- Born: Margaret Lederman c. 1951/1952
- Died: prior to 2023
- Education: University of New South Wales
- Occupation: Actress
- Years active: 1974–2002
- Known for: Malpractice (1989) Holiday Island (1981-1982)

= Caz Lederman =

Australian actress

Margaret "Caz" Lederman (born c.1951/1952-prior to 2023), was an Australian former actress.

==Early life==
Lederman was born c. 1951/1952 in Viennese parents, who had emigrated to Australia and was Jewish

She grew up on Sydney's, North Shore district and studied at the University of New South Wales, whilst taking on early stage roles as a means to pay for her education.

==Career==
Lederman's acting career began with television commercials and bit parts in tv dramas and soap operas. She made her live debut in Tilly Devine at NIDA’s Jane Street Theatre, before spending two years working in Europe, North America and Israel.
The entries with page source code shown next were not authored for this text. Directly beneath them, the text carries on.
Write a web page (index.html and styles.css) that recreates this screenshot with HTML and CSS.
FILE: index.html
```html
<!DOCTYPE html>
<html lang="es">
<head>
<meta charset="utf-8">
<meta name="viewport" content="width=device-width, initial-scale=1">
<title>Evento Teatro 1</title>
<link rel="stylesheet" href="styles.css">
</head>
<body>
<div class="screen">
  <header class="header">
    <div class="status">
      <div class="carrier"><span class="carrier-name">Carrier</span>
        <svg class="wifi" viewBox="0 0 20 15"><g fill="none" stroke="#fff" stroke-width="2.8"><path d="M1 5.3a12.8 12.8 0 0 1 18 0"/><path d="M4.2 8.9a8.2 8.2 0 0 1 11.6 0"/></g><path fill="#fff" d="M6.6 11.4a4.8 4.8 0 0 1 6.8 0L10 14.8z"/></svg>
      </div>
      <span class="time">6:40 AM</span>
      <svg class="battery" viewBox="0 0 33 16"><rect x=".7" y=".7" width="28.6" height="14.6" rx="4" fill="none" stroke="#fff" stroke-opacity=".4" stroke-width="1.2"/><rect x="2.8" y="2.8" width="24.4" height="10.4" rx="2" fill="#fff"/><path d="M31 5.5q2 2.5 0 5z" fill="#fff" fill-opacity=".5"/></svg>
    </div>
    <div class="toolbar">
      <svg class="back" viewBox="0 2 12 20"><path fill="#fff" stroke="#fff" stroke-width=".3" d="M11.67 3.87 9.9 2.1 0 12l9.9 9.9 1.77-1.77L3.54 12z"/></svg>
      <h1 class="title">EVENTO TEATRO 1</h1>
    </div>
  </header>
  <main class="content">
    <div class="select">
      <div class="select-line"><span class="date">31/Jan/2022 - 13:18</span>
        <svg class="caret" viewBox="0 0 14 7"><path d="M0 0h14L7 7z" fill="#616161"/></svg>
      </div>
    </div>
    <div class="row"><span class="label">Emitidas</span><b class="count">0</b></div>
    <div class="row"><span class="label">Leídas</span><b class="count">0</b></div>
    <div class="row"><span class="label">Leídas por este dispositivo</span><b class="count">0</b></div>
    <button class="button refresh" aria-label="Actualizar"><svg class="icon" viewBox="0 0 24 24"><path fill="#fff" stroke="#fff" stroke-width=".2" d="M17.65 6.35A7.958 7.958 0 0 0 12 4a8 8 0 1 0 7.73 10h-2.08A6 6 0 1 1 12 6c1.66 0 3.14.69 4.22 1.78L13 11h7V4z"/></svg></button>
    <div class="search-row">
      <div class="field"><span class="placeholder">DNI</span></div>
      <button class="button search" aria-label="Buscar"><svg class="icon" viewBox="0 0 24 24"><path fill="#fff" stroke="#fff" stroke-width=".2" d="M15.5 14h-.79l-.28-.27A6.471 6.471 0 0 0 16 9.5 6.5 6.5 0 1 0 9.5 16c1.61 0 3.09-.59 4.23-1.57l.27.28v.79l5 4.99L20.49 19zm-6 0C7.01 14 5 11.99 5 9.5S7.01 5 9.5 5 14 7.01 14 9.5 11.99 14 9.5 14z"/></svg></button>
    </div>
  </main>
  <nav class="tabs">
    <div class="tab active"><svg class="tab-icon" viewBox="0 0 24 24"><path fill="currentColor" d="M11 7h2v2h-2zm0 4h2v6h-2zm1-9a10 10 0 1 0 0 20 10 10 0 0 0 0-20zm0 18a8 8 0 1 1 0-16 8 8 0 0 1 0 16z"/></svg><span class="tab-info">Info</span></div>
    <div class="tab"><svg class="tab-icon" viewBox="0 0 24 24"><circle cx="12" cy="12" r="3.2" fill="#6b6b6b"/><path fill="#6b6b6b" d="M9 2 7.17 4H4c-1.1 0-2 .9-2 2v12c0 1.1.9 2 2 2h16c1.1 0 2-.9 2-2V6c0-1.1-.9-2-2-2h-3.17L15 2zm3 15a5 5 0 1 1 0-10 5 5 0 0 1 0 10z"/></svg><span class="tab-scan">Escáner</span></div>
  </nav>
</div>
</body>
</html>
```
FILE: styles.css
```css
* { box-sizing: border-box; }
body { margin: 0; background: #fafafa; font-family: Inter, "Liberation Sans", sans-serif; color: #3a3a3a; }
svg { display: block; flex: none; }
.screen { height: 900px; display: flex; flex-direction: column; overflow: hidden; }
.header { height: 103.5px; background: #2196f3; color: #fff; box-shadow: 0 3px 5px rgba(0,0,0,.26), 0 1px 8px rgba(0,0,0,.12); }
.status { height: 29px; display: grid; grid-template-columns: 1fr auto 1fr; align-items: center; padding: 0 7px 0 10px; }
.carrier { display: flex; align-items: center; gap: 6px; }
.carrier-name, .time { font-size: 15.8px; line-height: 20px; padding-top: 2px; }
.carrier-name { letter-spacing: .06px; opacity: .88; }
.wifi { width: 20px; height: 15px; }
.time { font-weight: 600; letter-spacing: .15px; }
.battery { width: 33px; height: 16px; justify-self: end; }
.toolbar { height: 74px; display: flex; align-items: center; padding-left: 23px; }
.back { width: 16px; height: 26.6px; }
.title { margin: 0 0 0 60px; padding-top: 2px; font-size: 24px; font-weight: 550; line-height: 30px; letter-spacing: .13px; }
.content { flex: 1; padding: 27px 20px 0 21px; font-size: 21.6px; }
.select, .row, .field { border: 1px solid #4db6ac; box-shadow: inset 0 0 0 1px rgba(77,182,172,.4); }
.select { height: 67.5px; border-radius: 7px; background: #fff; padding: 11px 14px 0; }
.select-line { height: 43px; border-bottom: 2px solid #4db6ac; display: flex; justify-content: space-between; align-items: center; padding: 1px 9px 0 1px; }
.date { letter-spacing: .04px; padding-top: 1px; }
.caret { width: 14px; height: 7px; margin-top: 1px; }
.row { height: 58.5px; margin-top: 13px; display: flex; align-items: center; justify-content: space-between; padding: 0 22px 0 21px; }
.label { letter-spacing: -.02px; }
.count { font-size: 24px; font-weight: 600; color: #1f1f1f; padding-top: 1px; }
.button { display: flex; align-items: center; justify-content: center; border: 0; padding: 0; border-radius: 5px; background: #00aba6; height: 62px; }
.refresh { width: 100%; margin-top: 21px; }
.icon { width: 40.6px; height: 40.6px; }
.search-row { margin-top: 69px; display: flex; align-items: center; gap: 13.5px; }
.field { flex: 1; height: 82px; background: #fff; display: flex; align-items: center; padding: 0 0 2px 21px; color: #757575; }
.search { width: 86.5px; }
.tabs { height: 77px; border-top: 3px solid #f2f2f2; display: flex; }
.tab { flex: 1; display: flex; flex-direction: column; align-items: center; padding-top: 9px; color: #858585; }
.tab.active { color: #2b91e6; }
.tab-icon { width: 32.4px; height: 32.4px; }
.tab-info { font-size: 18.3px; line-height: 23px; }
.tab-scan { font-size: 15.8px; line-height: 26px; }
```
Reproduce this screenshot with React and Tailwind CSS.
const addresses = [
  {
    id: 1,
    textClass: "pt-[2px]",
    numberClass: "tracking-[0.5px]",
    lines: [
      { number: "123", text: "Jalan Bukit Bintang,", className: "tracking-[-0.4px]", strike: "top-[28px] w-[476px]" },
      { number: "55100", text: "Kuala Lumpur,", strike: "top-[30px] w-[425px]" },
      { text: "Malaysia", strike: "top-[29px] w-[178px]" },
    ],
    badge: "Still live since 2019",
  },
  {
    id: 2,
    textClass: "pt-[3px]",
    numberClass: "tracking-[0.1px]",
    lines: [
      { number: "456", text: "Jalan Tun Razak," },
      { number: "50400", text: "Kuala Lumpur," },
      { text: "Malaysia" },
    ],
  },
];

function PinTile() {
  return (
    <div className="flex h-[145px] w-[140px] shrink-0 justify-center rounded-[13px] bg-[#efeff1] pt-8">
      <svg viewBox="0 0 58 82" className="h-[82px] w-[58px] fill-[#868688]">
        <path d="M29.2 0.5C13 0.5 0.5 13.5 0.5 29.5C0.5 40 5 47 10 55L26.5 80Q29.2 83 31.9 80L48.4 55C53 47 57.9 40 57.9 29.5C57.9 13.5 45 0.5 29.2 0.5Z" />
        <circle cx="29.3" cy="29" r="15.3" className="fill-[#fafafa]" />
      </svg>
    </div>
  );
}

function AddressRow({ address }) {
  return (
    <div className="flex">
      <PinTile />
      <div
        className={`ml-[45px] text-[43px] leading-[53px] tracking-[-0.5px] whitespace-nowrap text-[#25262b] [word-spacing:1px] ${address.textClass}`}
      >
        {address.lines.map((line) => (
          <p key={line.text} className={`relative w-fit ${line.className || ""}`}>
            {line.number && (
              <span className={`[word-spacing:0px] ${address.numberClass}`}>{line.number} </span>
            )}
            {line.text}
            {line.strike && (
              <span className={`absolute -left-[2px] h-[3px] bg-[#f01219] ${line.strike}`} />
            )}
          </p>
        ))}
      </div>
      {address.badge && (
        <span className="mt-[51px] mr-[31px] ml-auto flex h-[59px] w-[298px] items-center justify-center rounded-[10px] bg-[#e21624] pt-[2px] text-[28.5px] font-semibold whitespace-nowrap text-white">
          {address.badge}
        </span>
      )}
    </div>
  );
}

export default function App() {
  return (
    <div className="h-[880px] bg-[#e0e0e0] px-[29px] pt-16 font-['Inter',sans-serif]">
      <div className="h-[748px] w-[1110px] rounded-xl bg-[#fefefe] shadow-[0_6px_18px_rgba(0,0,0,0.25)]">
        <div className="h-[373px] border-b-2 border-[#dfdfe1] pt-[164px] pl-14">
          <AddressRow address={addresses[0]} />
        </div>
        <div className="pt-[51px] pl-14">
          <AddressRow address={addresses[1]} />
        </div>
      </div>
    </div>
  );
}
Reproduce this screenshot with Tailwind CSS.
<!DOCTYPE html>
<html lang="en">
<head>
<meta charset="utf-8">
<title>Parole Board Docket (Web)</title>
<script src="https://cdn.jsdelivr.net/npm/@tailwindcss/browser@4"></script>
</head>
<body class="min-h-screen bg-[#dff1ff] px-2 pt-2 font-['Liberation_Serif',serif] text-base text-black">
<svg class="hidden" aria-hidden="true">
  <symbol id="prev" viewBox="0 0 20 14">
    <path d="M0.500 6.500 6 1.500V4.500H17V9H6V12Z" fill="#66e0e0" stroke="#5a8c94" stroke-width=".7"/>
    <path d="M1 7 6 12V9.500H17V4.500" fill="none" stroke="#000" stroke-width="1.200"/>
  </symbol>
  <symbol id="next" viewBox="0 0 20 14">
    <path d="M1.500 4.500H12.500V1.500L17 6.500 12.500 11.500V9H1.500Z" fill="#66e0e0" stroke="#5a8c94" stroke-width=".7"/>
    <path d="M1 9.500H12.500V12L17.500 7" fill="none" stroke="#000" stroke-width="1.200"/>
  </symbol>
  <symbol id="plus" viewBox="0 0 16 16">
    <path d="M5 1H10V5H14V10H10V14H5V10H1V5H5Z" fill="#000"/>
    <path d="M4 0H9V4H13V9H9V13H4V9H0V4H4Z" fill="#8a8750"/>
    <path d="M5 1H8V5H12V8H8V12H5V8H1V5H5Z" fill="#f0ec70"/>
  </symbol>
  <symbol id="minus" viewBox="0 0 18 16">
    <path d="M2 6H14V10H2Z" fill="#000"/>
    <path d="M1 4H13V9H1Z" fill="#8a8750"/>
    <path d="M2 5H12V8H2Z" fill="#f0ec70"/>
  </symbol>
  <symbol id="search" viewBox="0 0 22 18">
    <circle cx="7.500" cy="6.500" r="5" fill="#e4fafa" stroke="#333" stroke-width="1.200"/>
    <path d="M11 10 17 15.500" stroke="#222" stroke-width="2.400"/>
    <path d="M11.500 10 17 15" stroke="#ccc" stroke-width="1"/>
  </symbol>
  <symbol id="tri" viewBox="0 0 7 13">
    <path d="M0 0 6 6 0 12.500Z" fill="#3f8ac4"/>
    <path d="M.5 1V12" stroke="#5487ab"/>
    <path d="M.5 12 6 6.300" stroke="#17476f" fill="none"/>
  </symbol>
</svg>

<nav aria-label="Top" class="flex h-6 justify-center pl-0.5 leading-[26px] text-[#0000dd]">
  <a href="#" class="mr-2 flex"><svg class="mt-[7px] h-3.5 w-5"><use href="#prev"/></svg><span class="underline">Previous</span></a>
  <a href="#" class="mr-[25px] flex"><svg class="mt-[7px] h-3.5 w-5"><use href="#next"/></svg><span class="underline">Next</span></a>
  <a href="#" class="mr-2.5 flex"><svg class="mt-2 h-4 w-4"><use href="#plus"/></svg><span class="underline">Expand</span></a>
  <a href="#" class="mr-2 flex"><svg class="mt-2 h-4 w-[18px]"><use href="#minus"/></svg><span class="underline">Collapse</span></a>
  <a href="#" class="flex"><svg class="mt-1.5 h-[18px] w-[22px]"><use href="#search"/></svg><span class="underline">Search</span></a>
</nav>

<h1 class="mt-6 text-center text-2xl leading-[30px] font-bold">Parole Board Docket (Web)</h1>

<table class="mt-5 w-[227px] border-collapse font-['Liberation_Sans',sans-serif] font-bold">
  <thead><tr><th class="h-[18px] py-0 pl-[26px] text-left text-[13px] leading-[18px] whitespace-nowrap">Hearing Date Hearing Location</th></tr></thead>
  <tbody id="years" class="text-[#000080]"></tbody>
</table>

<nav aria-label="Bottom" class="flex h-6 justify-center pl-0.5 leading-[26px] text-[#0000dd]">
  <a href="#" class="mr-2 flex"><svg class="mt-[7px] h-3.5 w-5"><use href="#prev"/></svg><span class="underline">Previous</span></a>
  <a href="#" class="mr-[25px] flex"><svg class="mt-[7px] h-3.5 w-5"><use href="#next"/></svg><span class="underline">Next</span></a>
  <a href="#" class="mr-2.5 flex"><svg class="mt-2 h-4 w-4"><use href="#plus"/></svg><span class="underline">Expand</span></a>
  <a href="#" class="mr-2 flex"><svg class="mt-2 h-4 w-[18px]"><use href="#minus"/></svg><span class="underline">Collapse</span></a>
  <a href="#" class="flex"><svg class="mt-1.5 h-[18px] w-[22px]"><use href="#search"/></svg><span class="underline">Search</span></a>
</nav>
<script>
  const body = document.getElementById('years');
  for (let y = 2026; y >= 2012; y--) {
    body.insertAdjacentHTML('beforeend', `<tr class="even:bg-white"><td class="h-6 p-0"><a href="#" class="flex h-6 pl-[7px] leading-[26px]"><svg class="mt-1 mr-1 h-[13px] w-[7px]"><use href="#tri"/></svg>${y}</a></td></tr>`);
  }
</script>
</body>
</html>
In 1978, she starred in the comedy play Father's Day in Sydney and Melbourne,
alongside Carole Cook and Anne Haddy.

Lederman appeared in numerous film and television series, including Silent Number and Young Doctors and both the film and TV versions of Number 96. She played a lead role in the Crawford Productions early 1980s TV series Holiday Island.

Her feature film and tv movie credits include thriller The Killing of Angel Street (1981), drama Winter of Our Dreams (1981), Undercover (1983), The Boy Who Had Everything (1984) and crime film Grievous Bodily Harm (1988).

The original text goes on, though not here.